Evidence assembled in the “Dementia: a state of the nation report on dementia care and support in England” report has been interpreted as indicating the following ten priorities for action and further research:
- Prevention: improvements to public health are required to support (or nudge) people in making healthy choices and avoiding the known risk factors which may cause dementia.
- Diagnosis and post-diagnosis support: Clinical Commissioning Groups and local councils should, by 2015, work to ensure two-thirds of people with dementia receive a diagnosis and are able to access appropriate support.
- High quality, compassionate care: people with dementia and their carers need care and support which is “flexible, appropriate, timely and provided by skilled staff”; whether at home, in hospital or in a care home.

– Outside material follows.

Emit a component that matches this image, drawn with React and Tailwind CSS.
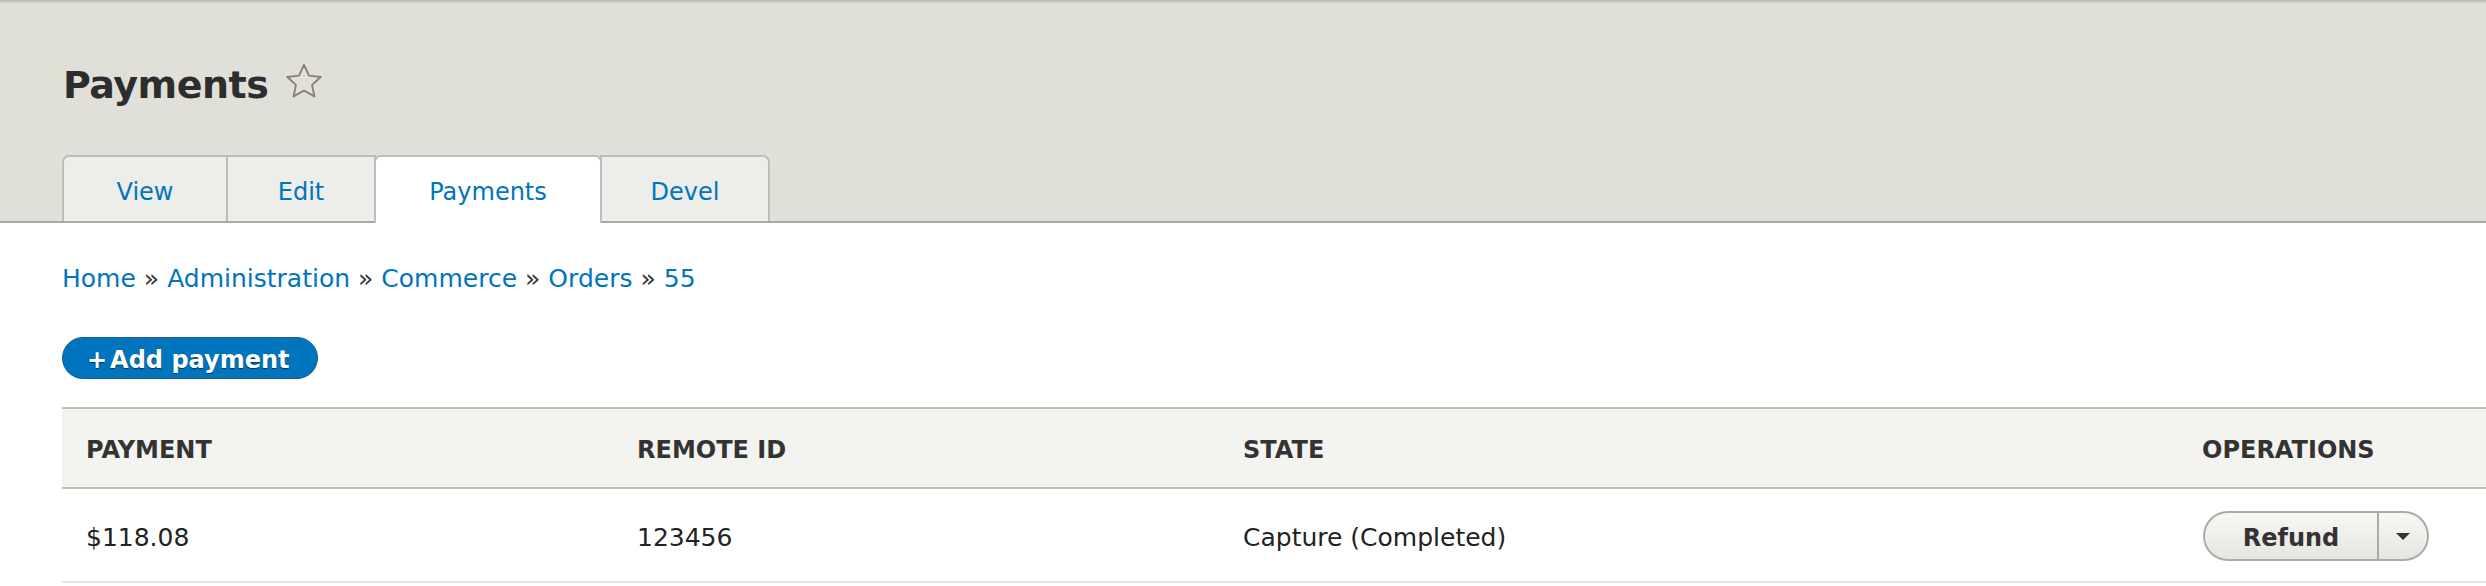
import React from "react";

const font = { fontFamily: '"DejaVu Sans", "Lucida Grande", Verdana, sans-serif' };

function Star() {
  return (
    <svg width="42" height="42" viewBox="0 0 24 24" className="mb-[6px] ml-[15px] shrink-0">
      <path
        d="M12 2.2l2.85 6.15 6.7.75-4.95 4.55 1.35 6.6L12 16.95l-5.95 3.3 1.35-6.6L2.45 9.1l6.7-.75z"
        fill="none"
        stroke="#87856f"
        strokeWidth="1.1"
        strokeLinejoin="round"
      />
    </svg>
  );
}

function Tab({ label, active, className }) {
  if (active) {
    return (
      <div
        className={
          "relative z-10 -ml-[2px] mb-[-2px] flex h-[68px] items-center justify-center border-2 border-b-0 border-[#bdbdb8] bg-white pt-[3px] text-[24px] text-[#0074bd] " +
          className
        }
      >
        {label}
      </div>
    );
  }
  return (
    <div
      className={
        "flex h-[66px] items-center justify-center border-2 border-b-0 border-[#bdbdb8] bg-[#edede9] pt-[5px] text-[24px] text-[#0074bd] " +
        className
      }
    >
      {label}
    </div>
  );
}

export default function App() {
  return (
    <div className="min-h-[586px] w-full bg-white text-[#333]" style={font}>
      {/* Header */}
      <div className="bg-[#e0e0d8]">
        <div className="h-[4px] bg-linear-to-b from-[#b9b9b1] to-[#e0e0d8]" />
        <div className="pl-[63px] pt-[62px]">
          <div className="flex h-[38px] items-center">
            <h1 className="text-[38px] font-bold leading-none tracking-[-0.5px] text-[#2d2d2d]">
              Payments
            </h1>
            <Star />
          </div>
        </div>
        <div className="mt-[51px] flex items-end border-b-2 border-[#a8a8a8] pl-[62px]">
          <Tab label="View" className="w-[166px] rounded-tl-[7px]" />
          <Tab label="Edit" className="-ml-[2px] w-[150px]" />
          <Tab label="Payments" active className="w-[228px] rounded-t-[7px]" />
          <Tab label="Devel" className="-ml-[2px] w-[170px] rounded-tr-[7px]" />
        </div>
      </div>

      {/* Content */}
      <div className="pl-[62px]">
        <nav className="mt-[38px] flex items-center gap-[8px] text-[25px] leading-[36px]">
          <span className="text-[#0074bd]">Home</span>
          <span className="text-[#333]">»</span>
          <span className="text-[#0074bd]">Administration</span>
          <span className="text-[#333]">»</span>
          <span className="text-[#0074bd]">Commerce</span>
          <span className="text-[#333]">»</span>
          <span className="text-[#0074bd]">Orders</span>
          <span className="text-[#333]">»</span>
          <span className="text-[#0074bd]">55</span>
        </nav>

        <div className="mt-[40px] flex">
          <button className="flex h-[42px] items-center rounded-full border border-[#1e5c90] bg-[#0074bd] pl-[24px] pr-[27px] pt-[3px] text-[24px] font-bold leading-none text-white [text-shadow:0_1px_1px_rgba(0,0,0,0.55)]">
            <span className="mr-[3px]">+</span>Add payment
          </button>
        </div>

        {/* Table */}
        <div className="mt-[28px]">
          <div className="grid h-[82px] grid-cols-[551px_606px_959px_1fr] items-center border-y-2 border-[#bfbfba] bg-[#f3f3ef] pt-[3px] text-[24px] font-bold text-[#333]">
            <div className="pl-[24px]">PAYMENT</div>
            <div className="pl-[24px]">REMOTE ID</div>
            <div className="pl-[24px]">STATE</div>
            <div className="pl-[24px]">OPERATIONS</div>
          </div>
          <div className="grid h-[94px] grid-cols-[551px_606px_959px_1fr] items-center border-b-2 border-[#e6e4df] text-[25px] text-[#222]">
            <div className="pl-[24px] pt-[5px]">$118.08</div>
            <div className="pl-[24px] pt-[5px]">123456</div>
            <div className="pl-[24px] pt-[5px]">Capture (Completed)</div>
            <div className="pl-[25px] pt-[2px]">
              <div className="flex h-[50px] w-[226px] items-stretch overflow-hidden rounded-full border-2 border-[#acaca7] bg-linear-to-b from-[#f7f7f4] to-[#e6e5e0]">
                <div className="flex w-[172px] items-center justify-center pt-[3px] text-[24px] font-bold text-[#333]">
                  Refund
                </div>
                <div className="flex flex-1 items-center justify-center border-l-2 border-[#acaca7]">
                  <svg width="16" height="9" viewBox="0 0 16 9">
                    <path d="M1 1h14L8 8z" fill="#333" />
                  </svg>
                </div>
              </div>
            </div>
          </div>
        </div>
      </div>
    </div>
  );
}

- Autonomy and personal control: people with dementia and their carers should be enabled to exert control over their care and be involved in decision-making about their lives across all stages of the disease.
- Cutting inappropriate medication: both NHS and social care organisations should continue to reduce inappropriate prescribing of antipsychotics for people with dementia.
- End of life care: promoting alternatives to dying in hospital. People with dementia and their families require “planning ahead” conversations with qualified staff. Excellent end of life care should treat patients with dignity and respect.
- Dementia education and training: ensuring NHS and Social Care staff are able to recognise the signs of dementia; and are aware how to support people with the condition, and their families / carers.
- Dementia friendly communities: creation of a more dementia-friendly society. The Dementia Friends programme encourages greater public awareness and involvement in helping to support people with dementia and their families.
- Research: further dementia research and more people taking part in clinical trials.“Since 2009/10, government-funded dementia research in England has almost doubled, from £28.2 million to £52.2 million in 2012/13. At the same time, funding by the charitable sector has increased, in the case of Alzheimer’s Research UK from £4.2 million to £6.8 million, and Alzheimer’s Society from £2 million to £5.3 million over the same period”. (p.57).
- Better data and evidence: national health and care organisations (NHS England, Public Health England, Health Education England, the Care Quality Commission and the Health and Social Care Information Centre) should work to improve the availability and quality of data on dementia care and support.
“Dementia is a global problem that demands global solutions… December’s G8 Dementia Summit presents a unique opportunity to lead a world-wide effort to improve the lives of all those affected by dementia. The G8 countries will hold specific events throughout 2014 focused on social investment and financing, finding new models of care and helping industry to harness academic research”. (p.63)
Dementia: a state of the nation report on dementia care and support in England. London: Department of Health, November 29th 2013.
Note: Readers may also be interested in a set of alternative / parallel research objectives and priorities set by an earlier Dementia Priority Setting Partnership.
Dementia: Five Priorities for Research (BBC Health News)
The BBC has presented a different analysis. The top five priorities for research according to BBC Health News are:
- Diagnosing dementia early.
- Stopping brain cells dying.
- Developing drugs to treat the symptoms.
- Finding ways to reduce the risk.
- Working out the best care.
Gallagher, J. (2013). Dementia: five priorities for research. London: BBC Health News, December 10th 2013.